> BRIEF:
Leave out the pictures and retype only the lines from the opening line to the line that holds "const steel = '#647d96'", both ends included.

━━ GIVEN DATA

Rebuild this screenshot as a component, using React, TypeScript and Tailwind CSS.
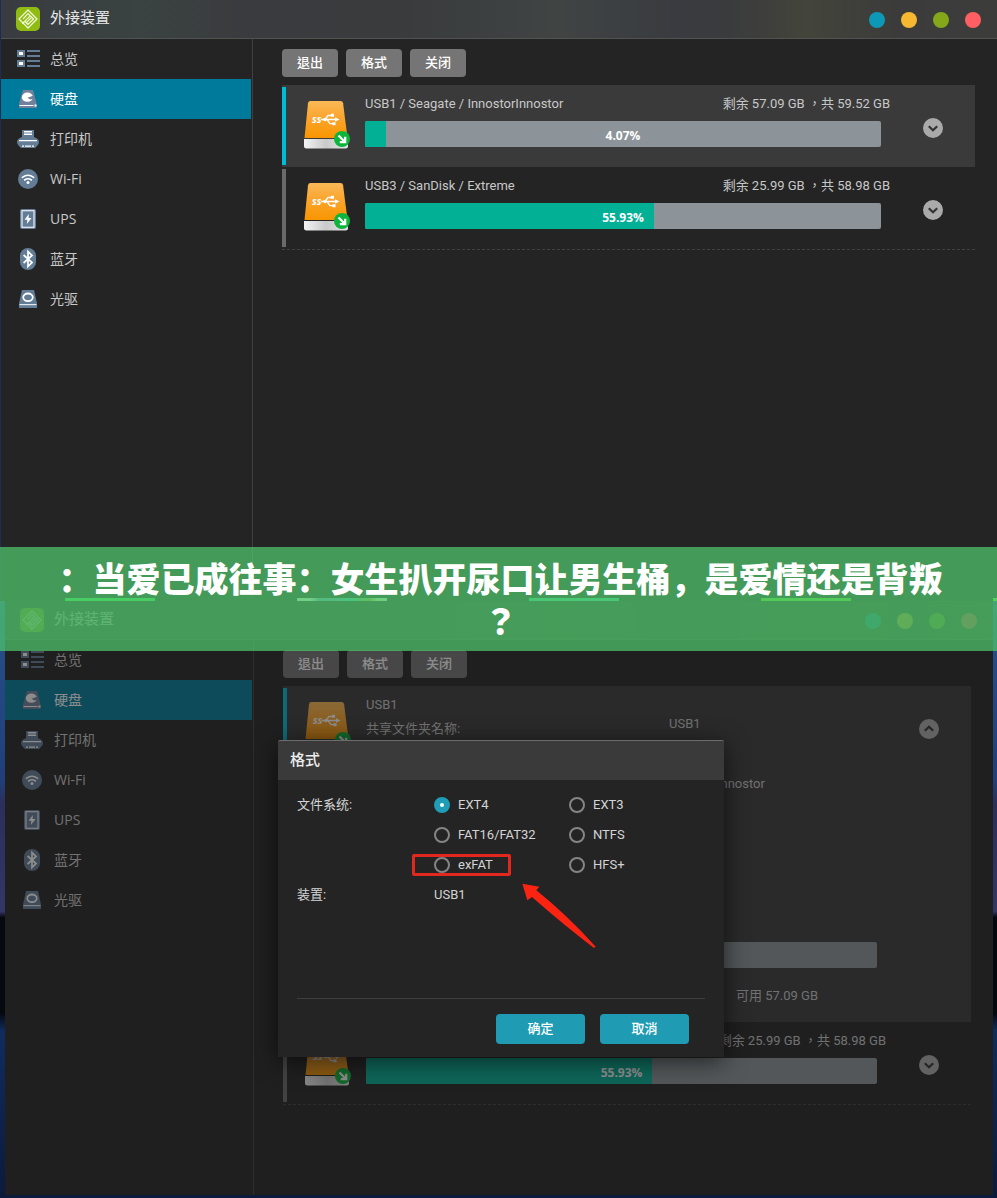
import { useState } from 'react'
import type { ReactNode } from 'react'
import clsx from 'clsx'

const steel = '#647d96'

function LogoIcon() {
  return (
    <svg viewBox="0 0 24 24" className="size-6 shrink-0">
      <rect width="24" height="24" rx="5" fill="#8fbb12" />
      <g fill="none" stroke="#f2f8d8" strokeWidth="1.3" strokeLinejoin="round" strokeLinecap="round">
        <path d="M12 3 21 12 12 21 3 12Z" />
        <path d="M7.4 11.6 12 6.6 17.6 12 12 17.4 9 14.6" />
        <path d="M6.6 16.4 13.4 9.6M10.6 15.400 15 11" />
      </g>
    </svg>
  )
}

const OverviewIcon = () => (
  <svg viewBox="0 0 24 24" className="size-6 shrink-0">
    <path fill={steel} d="M1 3h8v7H1zM1 13h8v7H1zM11 3h13v2H11zM11 8h13v2H11zM11 13h13v2H11zM11 18h13v2H11z" />
    <path fill="#fff" d="M3 5h4v3H3zM3 15h4v3H3z" />
  </svg>
)

const DiskIcon = () => (
  <svg viewBox="0 0 24 24" className="size-6 shrink-0">
    <path fill="#71809c" d="M7 3h10l3.6 13.5V21H3v-4.5z" />
    <ellipse cx="11.4" cy="10.2" rx="5.6" ry="4.6" fill="#fff" />
    <path fill="#71809c" d="M11.5 10.8 17.6 8.6v3.2l-3.4.8z" />
    <path fill="#fff" d="M3.5 18h14v1h-14zM18.5 17.6h2v2h-2z" />
  </svg>
)

const PrinterIcon = () => (
  <svg viewBox="0 0 24 24" className="size-6 shrink-0">
    <path fill={steel} d="M6 3h12v7l3 1.500q2 1 2 3.500t-2 4l-2 2H5l-2-2q-2-1.500-2-4t2-3.500L6 10z" />
    <path fill="#fff" d="M8 4h8v4H8z" />
    <path fill={steel} d="M8 5.500h8v1H8z" />
    <path fill="#fff" d="M3 13h18v1.200H3zM6 18.500h2v1.200H6zM9 18.500h6v1.200H9zM16 18.500h2v1.200h-2z" />
  </svg>
)

const WifiIcon = () => (
  <svg viewBox="0 0 24 24" className="size-6 shrink-0">
    <circle cx="12" cy="12" r="10" fill={steel} />
    <g fill="none" stroke="#fff" strokeWidth="1.600" strokeLinecap="round">
      <path d="M6.400 10.400q5.600-4.400 11.200 0M8.600 13q3.400-2.600 6.800 0" />
    </g>
    <circle cx="12" cy="15.600" r="1.500" fill="#fff" />
  </svg>
)

const UpsIcon = () => (
  <svg viewBox="0 0 24 24" className="size-6 shrink-0">
    <rect x="4" y="2" width="16" height="20" rx="2" fill={steel} />
    <rect x="6" y="3.700" width="12" height="16.600" fill="none" stroke="#e8eef4" strokeWidth="1.200" />
    <path fill="#fff" d="M12.800 7 8.600 12.800h2.800L10.800 17l4.800-6h-3z" />
  </svg>
)

const BluetoothIcon = () => (
  <svg viewBox="0 0 24 24" className="size-6 shrink-0">
    <rect x="4" y="1" width="16" height="22" rx="8" fill={steel} />
    <path fill="none" stroke="#fff" strokeWidth="1.700" d="M7.600 8 16 15.600 12 19.400V4.600l4 3.800L7.600 16" />
  </svg>
)

const OpticalIcon = () => (
  <svg viewBox="0 0 24 24" className="size-6 shrink-0">
    <path fill={steel} d="M6 3h12l3 13.500V21H3v-4.500z" />
    <ellipse cx="12" cy="10.300" rx="4.800" ry="3.800" fill="none" stroke="#fff" strokeWidth="1.800" />
    <path fill="#dfe6ec" d="M3.500 17h17v1.200h-17z" />
  </svg>
)

function UsbDriveIcon() {
  return (
    <svg viewBox="0 0 46 48" className="h-12 w-[46px] shrink-0">
      <defs>
        <linearGradient id="usb-body" x1="0" y1="0" x2="0" y2="1">
          <stop offset="0" stopColor="#f9b957" />
          <stop offset="0.400" stopColor="#fba732" />
          <stop offset="1" stopColor="#f99500" />
        </linearGradient>
        <linearGradient id="usb-base" x1="0" y1="0" x2="1" y2="0">
          <stop offset="0" stopColor="#f4f4f4" />
          <stop offset="0.500" stopColor="#c9c9c9" />
          <stop offset="1" stopColor="#e6e6e6" />
        </linearGradient>
      </defs>
      <path d="M0 38h44v7q0 2.500-2.500 2.500h-39Q0 47.500 0 45z" fill="url(#usb-base)" />
      <path d="M6.500 0h30q2.200 0 2.600 2.200L43.500 37H.5L4 2.200Q4.300 0 6.500 0z" fill="url(#usb-body)" />
      <text x="8" y="22" fontSize="10" fontWeight="700" fontStyle="italic" fontFamily="Open Sans, sans-serif" fill="#fff">ss</text>
      <g fill="none" stroke="#fff" strokeWidth="1.300">
        <path d="M17 18.500h15M21 18.500l3-4h4M23 18.500l3 4.200h3" />
        <circle cx="21" cy="18.500" r="1" fill="#fff" />
      </g>
      <path d="M31 16.200 35.500 18.500 31 20.800zM27 12.800h3v3h-3zM28.500 21.200h3v3h-3z" fill="#fff" />
      <circle cx="38" cy="38" r="8" fill="#0db53c" />
      <path d="M34.500 34.500 41 41M41.200 35.800V41.200H35.800" fill="none" stroke="#fff" strokeWidth="2.200" />
    </svg>
  )
}

const navItems = [
  { label: '总览', icon: <OverviewIcon /> },
  { label: '硬盘', icon: <DiskIcon />, active: true },
  { label: '打印机', icon: <PrinterIcon /> },
  { label: 'Wi-Fi', icon: <WifiIcon /> },
  { label: 'UPS', icon: <UpsIcon /> },
  { label: '蓝牙', icon: <BluetoothIcon /> },
  { label: '光驱', icon: <OpticalIcon /> },
]

const controls = [
  { name: 'help', color: 'bg-[#0e98b8]' },
  { name: 'minimize', color: 'bg-[#f5b830]' },
  { name: 'maximize', color: 'bg-[#84a81a]' },
  { name: 'close', color: 'bg-[#ff5f62]' },
]

const fileSystems = ['EXT4', 'EXT3', 'FAT16/FAT32', 'NTFS', 'exFAT', 'HFS+']

function Toggle({ open }: { open?: boolean }) {
  return (
    <button type="button" aria-label="toggle details" aria-expanded={!!open} className="mt-[33px] mr-8 ml-[42px] grid size-5 shrink-0 place-items-center rounded-full bg-[#aaaaaa]">
      <svg viewBox="0 0 20 20" className={clsx('size-5', open && 'rotate-180')}>
        <path d="M5.800 8.200 10 12.200l4.200-4" fill="none" stroke="#333" strokeWidth="2.200" />
      </svg>
    </button>
  )
}

function UsageBar({ percent, hideValue }: { percent: number; hideValue?: boolean }) {
  return (
    <div role="progressbar" aria-valuenow={percent} className="relative h-[26px] overflow-hidden rounded-xs bg-[#8c9499]">
      <div className="h-full bg-[#02b096]" style={{ width: `${percent}%` }} />
      {!hideValue && (
        <span className="absolute inset-0 pt-px text-center font-['Open_Sans',sans-serif] text-[12px] leading-[28px] font-bold text-white">{percent}%</span>
      )}
    </div>
  )
}

function DeviceRow({ selected, open, children }: { selected?: boolean; open?: boolean; children: ReactNode }) {
  return (
    <li className={clsx('flex', selected ? 'bg-[#3a3a3a]' : 'border-b border-dashed border-[#414141]')}>
      <span className={clsx('my-0.5 w-1 shrink-0', selected ? 'bg-[#00bcd4]' : 'bg-[#6a6a6a]')} />
      <div className="mt-4 mr-[15px] ml-[18px]">
        <UsbDriveIcon />
      </div>
      <div className="min-w-0 flex-1 pt-[9px]">{children}</div>
      <Toggle open={open} />
    </li>
  )
}

function DeviceSummary({ name, free, total, percent }: { name: string; free: string; total: string; percent: number }) {
  return (
    <div className="pb-5">
      <div className="-mr-[9px] mb-[7px] flex justify-between whitespace-nowrap">
        <span>{name}</span>
        <span>剩余 {free} GB ，共 {total} GB</span>
      </div>
      <UsageBar percent={percent} />
    </div>
  )
}

function DeviceDetails() {
  return (
    <div className="pb-4">
      <div className="flex">
        <div className="w-[303px] shrink-0">
          <p>USB1</p>
          <p className="mt-1">共享文件夹名称:</p>
        </div>
        <div className="pt-[19px]">
          <p>USB1</p>
          <p className="mt-10">InnostorInnostor</p>
        </div>
      </div>
      <div className="mt-[148px] mb-[18px]">
        <UsageBar percent={4.07} hideValue />
      </div>
      <p className="pl-[370px]">可用 57.09 GB</p>
    </div>
  )
}

function AppWindow({ sidebarClass, children, overlay }: { sidebarClass: string; children: ReactNode; overlay?: ReactNode }) {
  return (
    <section className="relative flex flex-1 flex-col bg-[#242424] text-[#c8c8c8]">
      <header className="flex h-[39px] shrink-0 items-center border-b border-[#505450] bg-[linear-gradient(90deg,#393b40_0%,#3a4341_14%,#3a3b3e_24%,#393b3d_40%,#404443_56%,#393b40_68%,#3a3b3d_73%,#43443a_81%,#3b3b3b_90%,#3c3d3b_100%)] pr-4 pl-[15px]">
        <LogoIcon />
        <h1 className="ml-[10px] pb-0.5 text-[15px] text-[#e6e6e6]">外接装置</h1>
        <div className="ml-auto flex gap-4">
          {controls.map(c => (
            <button key={c.name} type="button" aria-label={c.name} className={clsx('mt-0.5 size-4 rounded-full', c.color)} />
          ))}
        </div>
      </header>
      <div className="flex flex-1">
        <nav className={clsx('shrink-0 border-r border-[#404040] pr-px', sidebarClass)}>
          {navItems.map(item => (
            <a key={item.label} href="#" className={clsx("flex h-10 items-center gap-[10px] pl-[15px] font-['Open_Sans','Noto_Sans_CJK_SC',sans-serif] text-[14px]", item.active && 'bg-[#007a9a] text-white')}>
              {item.icon}
              <span className="pb-0.5">{item.label}</span>
            </a>
          ))}
        </nav>
        <main className="min-w-0 flex-1 pt-[10px] pr-[22px] pl-[29px] text-[13px] leading-5">
          <div className="mb-2 flex gap-2">
            {['退出', '格式', '关闭'].map(t => (
              <button key={t} type="button" className="h-7 w-14 rounded-sm bg-[#757575] font-medium text-white">{t}</button>
            ))}
          </div>
          <ul>{children}</ul>
        </main>
      </div>
      {overlay}
    </section>
  )
}

function FormatDialog() {
  const [fs, setFs] = useState('EXT4')

  return (
    <div className="absolute inset-0 flex items-center justify-center bg-[#1a1a1a]/50 pl-1">
      <form role="dialog" aria-label="格式" onSubmit={e => e.preventDefault()} className="relative w-[446px] rounded-t-xs bg-[#242424] text-[13px] leading-[30px] text-[#d4d4d4] shadow-[0_4px_24px_rgba(0,0,0,0.6)]">
        <h2 className="rounded-t-xs border-t border-[#6c6c6c] bg-[#3a3a3a] px-3 text-[15px] leading-[39px] font-medium text-[#ededed]">格式</h2>
        <div className="px-[19px] pt-[10px]">
          <fieldset className="flex">
            <legend className="float-left w-[137px]">文件系统:</legend>
            <div className="grid flex-1 grid-cols-[135px_135px]">
              {fileSystems.map(f => (
                <label key={f} className="flex items-center gap-2">
                  <input
                    type="radio"
                    name="fs"
                    value={f}
                    checked={fs === f}
                    onChange={() => setFs(f)}
                    className="size-4 appearance-none rounded-full border-2 border-[#858585] checked:border-[6px] checked:border-[#1f9db6] checked:bg-white"
                  />
                  {f}
                </label>
              ))}
            </div>
          </fieldset>
          <div className="flex">
            <span className="w-[137px]">装置:</span>
            <span>USB1</span>
          </div>
          <div className="mt-[88px] flex justify-end gap-[15px] border-t border-[#3e3e3e] pt-[15px] pr-4 pb-[13px]">
            <button type="submit" className="w-[89px] rounded-sm bg-[#1f9cb3] font-medium text-white">确定</button>
            <button type="button" className="w-[89px] rounded-sm bg-[#1f9cb3] font-medium text-white">取消</button>
          </div>
        </div>
        {/* callout around the exFAT option */}
        <div className="absolute top-[114px] left-[134px] h-[22px] w-[99px] rounded-xs border-[3px] border-[#e2281e]" />
        <svg viewBox="756 130 222 198" className="absolute top-[143px] left-[244px] h-[66px] w-[74px]">
          <path d="M757 132 808 141 799 152Q890 225 977 321L972 325Q880 255 786 172L772 182Z" fill="#fb2312" />
        </svg>
      </form>
    </div>
  )
}

export default function App() {
  return (
    <div className="flex min-h-screen flex-col bg-[#0c1430] font-['Roboto','Noto_Sans_CJK_TC',sans-serif]">
      <div className="flex min-h-[598px] flex-col bg-[#1c2c52] pl-px">
        <AppWindow sidebarClass="w-[252px]">
          <DeviceRow selected>
            <DeviceSummary name="USB1 / Seagate / InnostorInnostor" free="57.09" total="59.52" percent={4.07} />
          </DeviceRow>
          <DeviceRow>
            <DeviceSummary name="USB3 / SanDisk / Extreme" free="25.99" total="58.98" percent={55.93} />
          </DeviceRow>
        </AppWindow>
      </div>
      <div className="flex h-[3px] gap-[142px] overflow-hidden bg-[#242424] pl-[65px]">
        <span className="w-[90px] shrink-0 bg-[#35d650]" />
        <span className="w-[90px] shrink-0 bg-[linear-gradient(90deg,#c8e0c8_0_15%,#5a9ab0_25%_45%,#30c0b0_60%,#90a040_80%,#c0e0b0_90%)]" />
        <span className="w-[90px] shrink-0 bg-[#34c88a]" />
        <span className="w-[90px] shrink-0 bg-[#56d02c]" />
        <span className="w-[90px] shrink-0 bg-[#6ae03c]" />
      </div>
      <div className="relative flex flex-1 flex-col bg-[linear-gradient(180deg,#27508c_0%,#203f7a_30%,#2b2f5c_34%,#343666_52%,#05080f_53%,#05080f_69%,#0f2c5e_72%,#0c1a3c_100%)] pr-1 pb-[3px] pl-[5px]">
        <AppWindow sidebarClass="w-[249px]" overlay={<FormatDialog />}>
          <DeviceRow selected open>
            <DeviceDetails />
          </DeviceRow>
          <DeviceRow>
            <DeviceSummary name="USB3 / SanDisk / Extreme" free="25.99" total="58.98" percent={55.93} />
          </DeviceRow>
        </AppWindow>
        <p className="absolute inset-x-0 -top-[54px] bg-[#50c86c]/72 py-[10px] pl-1 text-center font-['Noto_Sans_CJK_SC',sans-serif] text-[34px] leading-[42px] font-black text-white">
          ：当爱已成往事：女生扒开尿口让男生桶，是爱情还是背叛
          <br />
          <span className="font-['Noto_Sans_CJK_TC',sans-serif]">？</span>
        </p>
      </div>
    </div>
  )
}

━━━━

> REPLY:
Rebuild this screenshot as a component, using React, TypeScript and Tailwind CSS.
import { useState } from 'react'
import type { ReactNode } from 'react'
import clsx from 'clsx'

const steel = '#647d96'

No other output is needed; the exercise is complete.